# START OF DATASET CONTENT

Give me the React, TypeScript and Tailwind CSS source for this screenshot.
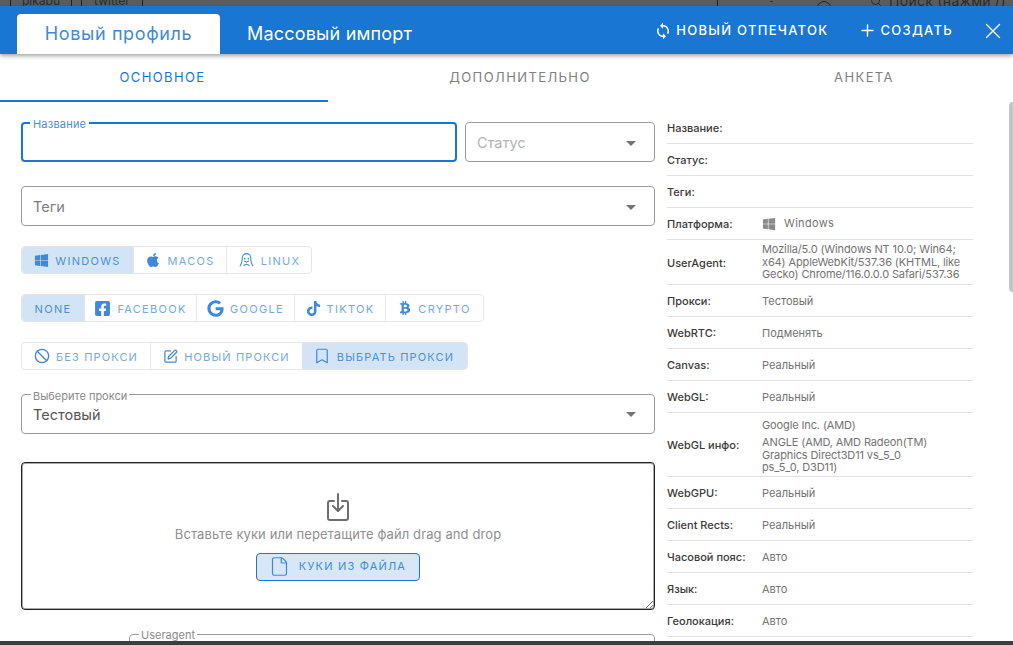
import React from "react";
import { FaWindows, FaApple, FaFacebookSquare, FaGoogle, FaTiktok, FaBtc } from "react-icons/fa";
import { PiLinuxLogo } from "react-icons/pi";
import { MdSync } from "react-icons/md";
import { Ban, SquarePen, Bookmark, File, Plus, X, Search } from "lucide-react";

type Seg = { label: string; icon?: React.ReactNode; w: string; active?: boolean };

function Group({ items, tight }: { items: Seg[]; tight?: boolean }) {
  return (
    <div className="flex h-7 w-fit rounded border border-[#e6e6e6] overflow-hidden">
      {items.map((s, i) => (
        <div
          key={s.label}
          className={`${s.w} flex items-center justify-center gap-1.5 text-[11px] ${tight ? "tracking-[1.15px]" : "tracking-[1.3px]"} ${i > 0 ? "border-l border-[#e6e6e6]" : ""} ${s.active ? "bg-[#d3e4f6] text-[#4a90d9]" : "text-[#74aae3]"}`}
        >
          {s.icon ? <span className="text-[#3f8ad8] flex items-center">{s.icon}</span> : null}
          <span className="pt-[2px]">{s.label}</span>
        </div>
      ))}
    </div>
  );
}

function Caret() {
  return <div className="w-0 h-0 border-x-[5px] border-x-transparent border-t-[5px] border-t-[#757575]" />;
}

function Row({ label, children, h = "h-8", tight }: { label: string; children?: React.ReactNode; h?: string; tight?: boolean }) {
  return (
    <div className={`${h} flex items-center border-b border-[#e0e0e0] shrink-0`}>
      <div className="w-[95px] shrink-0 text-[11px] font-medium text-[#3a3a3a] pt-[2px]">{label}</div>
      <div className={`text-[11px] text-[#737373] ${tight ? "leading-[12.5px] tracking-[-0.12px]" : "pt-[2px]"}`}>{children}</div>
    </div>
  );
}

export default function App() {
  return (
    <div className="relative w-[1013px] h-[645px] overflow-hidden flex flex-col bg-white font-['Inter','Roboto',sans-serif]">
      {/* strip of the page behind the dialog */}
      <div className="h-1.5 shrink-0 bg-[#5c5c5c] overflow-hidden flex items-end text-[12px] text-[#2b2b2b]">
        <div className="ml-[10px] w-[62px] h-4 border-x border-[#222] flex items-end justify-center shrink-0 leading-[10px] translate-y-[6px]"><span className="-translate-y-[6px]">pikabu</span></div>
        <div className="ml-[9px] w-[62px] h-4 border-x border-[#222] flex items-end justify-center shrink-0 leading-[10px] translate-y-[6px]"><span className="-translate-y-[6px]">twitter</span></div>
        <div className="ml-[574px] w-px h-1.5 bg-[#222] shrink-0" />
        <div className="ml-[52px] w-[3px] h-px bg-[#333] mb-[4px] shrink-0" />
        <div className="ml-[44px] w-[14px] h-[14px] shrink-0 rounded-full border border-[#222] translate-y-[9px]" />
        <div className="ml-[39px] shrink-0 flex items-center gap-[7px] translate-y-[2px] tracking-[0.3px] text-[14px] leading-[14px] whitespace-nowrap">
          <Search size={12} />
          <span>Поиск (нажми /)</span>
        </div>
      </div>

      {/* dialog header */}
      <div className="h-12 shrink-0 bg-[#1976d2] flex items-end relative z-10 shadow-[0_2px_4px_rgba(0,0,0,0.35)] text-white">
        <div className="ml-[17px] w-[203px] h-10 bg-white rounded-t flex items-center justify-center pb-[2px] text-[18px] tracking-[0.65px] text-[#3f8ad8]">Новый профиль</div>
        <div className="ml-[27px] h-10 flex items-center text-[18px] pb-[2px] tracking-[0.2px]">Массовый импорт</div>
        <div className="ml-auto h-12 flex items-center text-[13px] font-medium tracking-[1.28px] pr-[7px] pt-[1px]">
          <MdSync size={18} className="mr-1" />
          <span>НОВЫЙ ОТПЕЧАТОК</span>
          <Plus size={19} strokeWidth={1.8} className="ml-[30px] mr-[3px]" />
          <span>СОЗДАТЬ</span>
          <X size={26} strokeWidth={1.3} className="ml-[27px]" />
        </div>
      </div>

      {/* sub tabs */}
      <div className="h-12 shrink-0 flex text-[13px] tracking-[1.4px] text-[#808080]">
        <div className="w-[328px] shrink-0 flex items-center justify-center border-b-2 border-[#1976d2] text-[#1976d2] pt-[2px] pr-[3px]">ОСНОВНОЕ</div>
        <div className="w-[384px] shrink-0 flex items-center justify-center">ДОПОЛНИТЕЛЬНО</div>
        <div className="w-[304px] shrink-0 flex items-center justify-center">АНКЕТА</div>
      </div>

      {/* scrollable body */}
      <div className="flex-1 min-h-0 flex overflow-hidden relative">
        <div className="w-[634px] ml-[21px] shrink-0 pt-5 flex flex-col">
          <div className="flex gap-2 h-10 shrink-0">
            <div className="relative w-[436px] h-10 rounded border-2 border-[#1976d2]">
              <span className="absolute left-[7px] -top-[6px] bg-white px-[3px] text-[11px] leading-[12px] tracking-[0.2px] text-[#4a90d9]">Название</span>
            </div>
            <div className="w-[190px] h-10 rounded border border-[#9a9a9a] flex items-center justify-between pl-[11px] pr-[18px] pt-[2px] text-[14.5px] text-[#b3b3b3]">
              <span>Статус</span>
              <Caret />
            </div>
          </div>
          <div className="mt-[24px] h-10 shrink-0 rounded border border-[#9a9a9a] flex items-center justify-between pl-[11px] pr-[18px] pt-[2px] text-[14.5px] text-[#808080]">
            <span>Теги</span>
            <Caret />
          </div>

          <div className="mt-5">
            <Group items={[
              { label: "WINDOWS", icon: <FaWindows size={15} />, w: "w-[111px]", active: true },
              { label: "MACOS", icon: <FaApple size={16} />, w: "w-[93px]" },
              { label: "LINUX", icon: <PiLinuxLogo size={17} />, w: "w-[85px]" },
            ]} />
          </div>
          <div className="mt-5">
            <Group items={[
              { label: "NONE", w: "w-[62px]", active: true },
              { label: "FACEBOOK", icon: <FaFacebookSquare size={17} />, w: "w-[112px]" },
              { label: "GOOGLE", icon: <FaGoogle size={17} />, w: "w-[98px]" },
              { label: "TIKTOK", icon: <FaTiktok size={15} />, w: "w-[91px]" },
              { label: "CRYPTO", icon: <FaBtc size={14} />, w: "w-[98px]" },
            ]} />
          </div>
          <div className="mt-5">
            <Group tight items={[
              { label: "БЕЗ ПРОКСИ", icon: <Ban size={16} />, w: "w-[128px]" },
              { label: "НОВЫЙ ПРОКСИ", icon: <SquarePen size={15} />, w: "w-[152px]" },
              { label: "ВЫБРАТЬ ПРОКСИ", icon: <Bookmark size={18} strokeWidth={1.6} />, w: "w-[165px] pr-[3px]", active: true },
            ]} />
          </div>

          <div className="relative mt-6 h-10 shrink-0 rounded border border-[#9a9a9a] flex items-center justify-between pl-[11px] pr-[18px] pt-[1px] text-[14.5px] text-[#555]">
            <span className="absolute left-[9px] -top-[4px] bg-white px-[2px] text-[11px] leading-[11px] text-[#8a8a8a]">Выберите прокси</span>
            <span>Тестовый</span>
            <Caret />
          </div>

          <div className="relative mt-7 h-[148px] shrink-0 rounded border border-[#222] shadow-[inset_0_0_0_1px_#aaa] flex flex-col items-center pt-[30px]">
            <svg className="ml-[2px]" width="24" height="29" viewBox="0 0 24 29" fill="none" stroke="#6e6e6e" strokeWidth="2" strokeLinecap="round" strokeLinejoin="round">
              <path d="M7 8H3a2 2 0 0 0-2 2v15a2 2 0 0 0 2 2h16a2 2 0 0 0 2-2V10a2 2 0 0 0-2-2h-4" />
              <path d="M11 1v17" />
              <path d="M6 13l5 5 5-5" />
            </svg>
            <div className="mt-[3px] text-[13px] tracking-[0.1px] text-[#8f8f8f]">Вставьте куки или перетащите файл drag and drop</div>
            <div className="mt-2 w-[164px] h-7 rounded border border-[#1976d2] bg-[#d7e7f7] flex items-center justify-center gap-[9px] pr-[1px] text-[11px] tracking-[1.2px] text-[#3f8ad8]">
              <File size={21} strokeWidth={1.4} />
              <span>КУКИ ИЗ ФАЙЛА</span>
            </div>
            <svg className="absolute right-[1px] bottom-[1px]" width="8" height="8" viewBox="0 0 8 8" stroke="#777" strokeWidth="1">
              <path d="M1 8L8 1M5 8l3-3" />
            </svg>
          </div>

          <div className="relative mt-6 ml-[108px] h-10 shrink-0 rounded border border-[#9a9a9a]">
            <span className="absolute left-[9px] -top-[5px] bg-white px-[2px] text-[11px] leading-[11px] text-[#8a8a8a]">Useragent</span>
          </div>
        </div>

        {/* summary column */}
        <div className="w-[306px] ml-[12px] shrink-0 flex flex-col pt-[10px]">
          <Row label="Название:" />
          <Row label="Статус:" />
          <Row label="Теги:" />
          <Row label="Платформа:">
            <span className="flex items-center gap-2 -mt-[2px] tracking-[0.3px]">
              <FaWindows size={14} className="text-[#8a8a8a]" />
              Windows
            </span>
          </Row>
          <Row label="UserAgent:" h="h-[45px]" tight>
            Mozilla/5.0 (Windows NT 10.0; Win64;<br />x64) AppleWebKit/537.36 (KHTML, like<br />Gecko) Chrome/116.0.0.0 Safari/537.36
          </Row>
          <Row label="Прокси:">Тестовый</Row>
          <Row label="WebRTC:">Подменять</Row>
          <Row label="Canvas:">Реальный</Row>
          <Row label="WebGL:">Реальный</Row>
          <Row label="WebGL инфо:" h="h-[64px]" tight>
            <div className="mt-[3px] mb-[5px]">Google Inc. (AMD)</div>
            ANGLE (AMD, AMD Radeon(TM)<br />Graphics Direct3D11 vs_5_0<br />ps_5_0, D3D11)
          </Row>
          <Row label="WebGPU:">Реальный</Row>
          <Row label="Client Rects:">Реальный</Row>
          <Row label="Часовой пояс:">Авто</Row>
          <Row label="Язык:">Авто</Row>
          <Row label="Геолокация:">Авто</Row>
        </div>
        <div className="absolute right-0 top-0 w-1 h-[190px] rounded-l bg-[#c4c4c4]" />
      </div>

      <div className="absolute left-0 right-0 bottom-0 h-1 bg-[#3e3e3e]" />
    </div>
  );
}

# END OF DATASET CONTENT

Only the lines from the top of the data through the line with "Plus, X, Search" should be quoted, exactly and with both ends kept; skip the pictures.

● **REPLY TO THE EXERCISE**:
Give me the React, TypeScript and Tailwind CSS source for this screenshot.
import React from "react";
import { FaWindows, FaApple, FaFacebookSquare, FaGoogle, FaTiktok, FaBtc } from "react-icons/fa";
import { PiLinuxLogo } from "react-icons/pi";
import { MdSync } from "react-icons/md";
import { Ban, SquarePen, Bookmark, File, Plus, X, Search } from "lucide-react";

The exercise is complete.